= The problem =
Repeat the material exactly from its first line to the line that includes "const navItems = ['All". Skip pictures.

= Information provided =
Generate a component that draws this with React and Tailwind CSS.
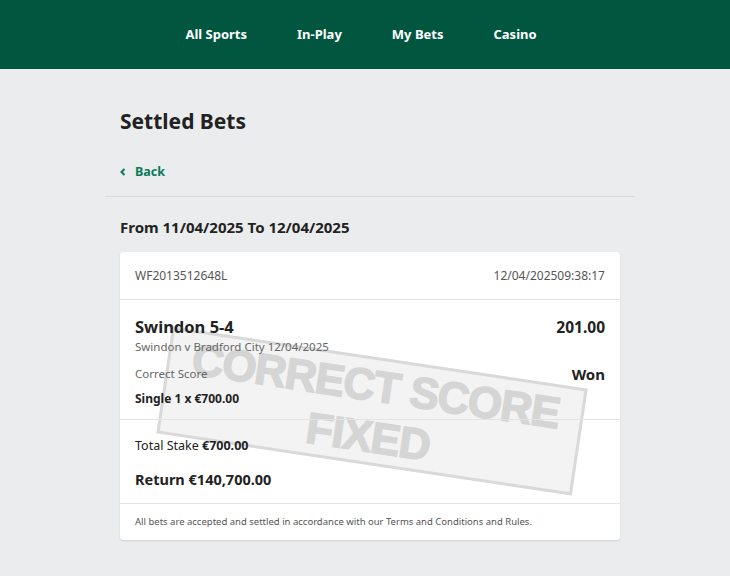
import React from 'react'

const navItems = ['All Sports', 'In-Play', 'My Bets', 'Casino']

const Stamp = () => (
  <div className="pointer-events-none absolute z-0 left-[42px] top-[105px] w-[420px] h-[108px] rotate-[8.5deg] border-[3px] border-[#d9d9d9] bg-[#f3f3f3] flex flex-col items-center justify-center leading-none">
    <div className="whitespace-nowrap text-[44px] font-bold tracking-[-1.2px] text-[#d5d5d5] [-webkit-text-stroke:1.5px_#d5d5d5] font-['Liberation_Sans',sans-serif]">CORRECT SCORE</div>
    <div className="whitespace-nowrap text-[44px] font-bold tracking-[-1px] text-[#d5d5d5] [-webkit-text-stroke:1.5px_#d5d5d5] font-['Liberation_Sans',sans-serif] mt-[7px]">FIXED</div>
  </div>
)

export default function App() {
  return (
    <div className="min-h-[576px] bg-[#ebeced] font-['Noto_Sans',sans-serif] text-[#222]">
      {/* Top nav */}
      <div className="h-[69px] bg-[#01563f] flex items-center justify-center pr-[8px] gap-[50px]">
        {navItems.map(item => (
          <span key={item} className="text-white font-bold text-[13px]">{item}</span>
        ))}
      </div>

      <div className="flex justify-center pl-[10px]">
        <div className="w-[530px]">
          <h1 className="px-[15px] pt-[37px] text-[21px] font-bold leading-[30px]">Settled Bets</h1>

          <div className="px-[15px] mt-[26px] flex items-center gap-[9px] text-[#0a7b5b] font-bold text-[12.5px] leading-[20px]">
            <svg width="6" height="10" viewBox="0 0 6 10" fill="none">
              <path d="M4.5 2 L1.5 5 L4.5 8" stroke="currentColor" strokeWidth="2" />
            </svg>
            <span>Back</span>
          </div>

          <div className="mt-[14px] border-t border-[#d8d9da]" />

          <div className="px-[15px] pt-[19px] text-[15px] font-bold leading-[22px]">From 11/04/2025 To 12/04/2025</div>

          <div className="mx-[15px] mt-[14px] bg-white rounded-[3px] shadow-[0_1px_2px_rgba(0,0,0,0.12)] relative overflow-hidden">
            <Stamp />

            <div className="relative z-[1] h-[48px] px-[15px] flex items-center justify-between text-[12px] text-[#555] border-b border-[#e2e3e4]">
              <span>WF2013512648L</span>
              <span>12/04/202509:38:17</span>
            </div>

            <div className="relative z-[1] px-[15px] pt-[16px] pb-[10px] border-b border-[#e2e3e4]">
              <div className="flex justify-between items-center">
                <span className="text-[16.5px] font-bold leading-[22px]">Swindon 5-4</span>
                <span className="text-[15.5px] font-bold leading-[22px]">201.00</span>
              </div>
              <div className="text-[11.5px] text-[#666] leading-[18px]">Swindon v Bradford City 12/04/2025</div>
              <div className="mt-[7px] flex justify-between items-center">
                <span className="text-[11.5px] text-[#666] leading-[22px]">Correct Score</span>
                <span className="text-[15px] font-bold leading-[22px]">Won</span>
              </div>
              <div className="mt-[4px] text-[12px] font-bold leading-[20px]">Single 1 x €700.00</div>
            </div>

            <div className="relative z-[1] px-[15px] pt-[15px] pb-[12px] border-b border-[#e2e3e4]">
              <div className="text-[12.5px] leading-[22px]">Total Stake <span className="font-bold">€700.00</span></div>
              <div className="mt-[10px] text-[14.5px] font-bold leading-[24px]">Return €140,700.00</div>
            </div>

            <div className="relative z-[1] h-[36px] px-[15px] flex items-center text-[9.5px] text-[#555]">
              All bets are accepted and settled in accordance with our Terms and Conditions and Rules.
            </div>
          </div>
        </div>
      </div>
    </div>
  )
}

= Output of the exercise =
Generate a component that draws this with React and Tailwind CSS.
import React from 'react'

const navItems = ['All Sports', 'In-Play', 'My Bets', 'Casino']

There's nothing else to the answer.